"Cooking" the n-grams

MickleMouse · November 20, 2015, 8:54pm

Hello all,

First, thank you for the great tool! Second, I apologize for my lack of knowledge of LT’s inner workings. This suggestion may actually already be used.

I have an idea that will allow LT to offer a smaller n-gram dataset, at the expense of user flexibility. I think LT ought to offer a “cooked” n-gram database, where the cooked database only contains n-grams with at least one of the words of confusion. This reduced dataset should be significantly smaller. This may even allow the “cooked” database to use 4-grams, should the savings be substantial enough. The trade-off though, is that that the user can no longer effectively add new words of confusion.

I think in addition to the default n-gram database that can be downloaded, LT ought to offer a “cooked” n-gram database. This allows people developing new rules to continue to use the large uncooked dataset. Everyone else who simply wants a secure way to use the n-gram capabilities would only need the smaller “cooked” database, and those who do not need a secure means may simply use the form on the LT website.

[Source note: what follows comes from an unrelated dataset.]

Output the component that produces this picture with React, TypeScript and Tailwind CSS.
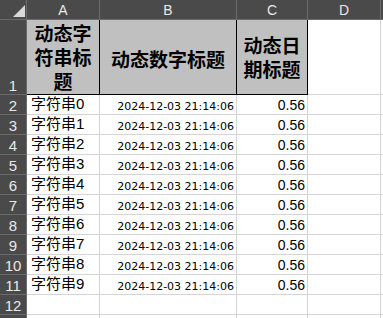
import React from "react";

const HDR = "bg-[#4a4a4a] text-[#e8e8e8]";
const rows = Array.from({ length: 10 }, (_, i) => i);

export default function App() {
  const cjkBold = { fontFamily: '"Noto Sans CJK SC", sans-serif' };
  return (
    <div className="w-[383px] h-[318px] overflow-hidden bg-white" style={{ fontFamily: '"Liberation Sans", Arial, sans-serif' }}>
      <div className="grid grid-cols-[27px_73px_137px_71px_73px_1fr] grid-rows-[20px_75px_repeat(12,20px)]">
        {/* header row */}
        <div className={`${HDR} border-r border-b border-[#6b6b6b] relative`}>
          <svg className="absolute left-[13px] top-[5px]" width="12" height="12" viewBox="0 0 12 12">
            <polygon points="12,0 12,12 0,12" fill="#d9d9d9" />
          </svg>
        </div>
        {["A", "B", "C", "D"].map((c) => (
          <div key={c} className={`${HDR} border-r border-b border-[#6b6b6b] flex items-center justify-center text-[14px] leading-none`}>
            {c}
          </div>
        ))}
        <div className={`${HDR} border-b border-[#6b6b6b]`} />

        {/* row 1 */}
        <div className={`${HDR} border-r border-b border-[#6b6b6b] flex items-end justify-center pb-[1px] text-[15px] leading-none`}>1</div>
        <div className="bg-[#c0c0c0] border-r border-b border-black flex items-center justify-center text-center text-[19px] leading-[24px] font-bold text-black px-[5px]" style={cjkBold}>
          动态字符串标题
        </div>
        <div className="bg-[#c0c0c0] border-r border-b border-black flex items-center justify-center text-center text-[19px] leading-[24px] font-bold text-black pt-[4px]" style={cjkBold}>
          动态数字标题
        </div>
        <div className="bg-[#c0c0c0] border-r border-b border-black flex items-center justify-center text-center text-[19px] leading-[24px] font-bold text-black px-[5px]" style={cjkBold}>
          动态日期标题
        </div>
        <div className="border-r border-b border-[#d4d4d4]" />
        <div className="border-b border-[#d4d4d4]" />

        {rows.map((i) => (
          <React.Fragment key={i}>
            <div className={`${HDR} border-r border-b border-[#6b6b6b] flex items-end justify-center pb-[1px] text-[15px] leading-none`}>{i + 2}</div>
            <div className="border-r border-b border-[#d4d4d4] flex items-end pl-[4px] pb-[1px] text-[15px] leading-[18px] text-black" style={{ fontFamily: '"Liberation Sans", "Noto Sans CJK SC", sans-serif' }}>
              字符串{i}
            </div>
            <div className="border-r border-b border-[#d4d4d4] flex items-end justify-end pr-[2px] pb-[2px] text-[11px] leading-none text-black" style={{ fontFamily: '"DejaVu Sans", sans-serif' }}>
              2024-12-03 21:14:06
            </div>
            <div className="border-r border-b border-[#d4d4d4] flex items-end justify-end pr-[2px] pb-[2px] text-[14px] leading-none text-black">0.56</div>
            <div className="border-r border-b border-[#d4d4d4]" />
            <div className="border-b border-[#d4d4d4]" />
          </React.Fragment>
        ))}

        <div className={`${HDR} border-r border-b border-[#6b6b6b] flex items-end justify-center pb-[1px] text-[15px] leading-none`}>12</div>
        <div className="border-r border-b border-[#d4d4d4]" />
        <div className="border-r border-b border-[#d4d4d4]" />
        <div className="border-r border-b border-[#d4d4d4]" />
        <div className="border-r border-b border-[#d4d4d4]" />
        <div className="border-b border-[#d4d4d4]" />

        <div className={`${HDR} border-r border-b border-[#6b6b6b]`} />
        <div className="border-r border-b border-[#d4d4d4]" />
        <div className="border-r border-b border-[#d4d4d4]" />
        <div className="border-r border-b border-[#d4d4d4]" />
        <div className="border-r border-b border-[#d4d4d4]" />
        <div className="border-b border-[#d4d4d4]" />
      </div>
    </div>
  );
}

dnaber · November 20, 2015, 9:10pm

Hi,

thanks for your idea. I thought about this before, but I think the ngram database would still be so large that we cannot include it in the default download. Also, we often add confusion words, so we’d need to re-build the database for each release. Then if someone uses on old database with a new release, the new confusions words wouldn’t be found. All in all, I think it’s not worth the effort.

Regards
Daniel

MickleMouse · November 20, 2015, 9:43pm

I kind of thought it would still be problematic. I was just trying to save TL some bandwidth. I never thought it should be included by default, again to save bandwidth. Personally, I would have downloaded the smaller (maybe 200MB) file instead of the 8GB file.

However, the problems you brought up can easily be solved. The cooked databases would include the list of words of confusion. If the actual list of words of confusion is anything other than a proper subset of the cooked database, alert the user. Maybe even offer patches to update between versions of cooked n-gram databases. Then depending on the bandwidth saved, it might be worth it to rebuild the database with each release, especially if it just requires a script and some computer time.

Anyways, thanks for thinking it over and responding. If it isn’t worth it, then I’ll just drop it here. Best regards.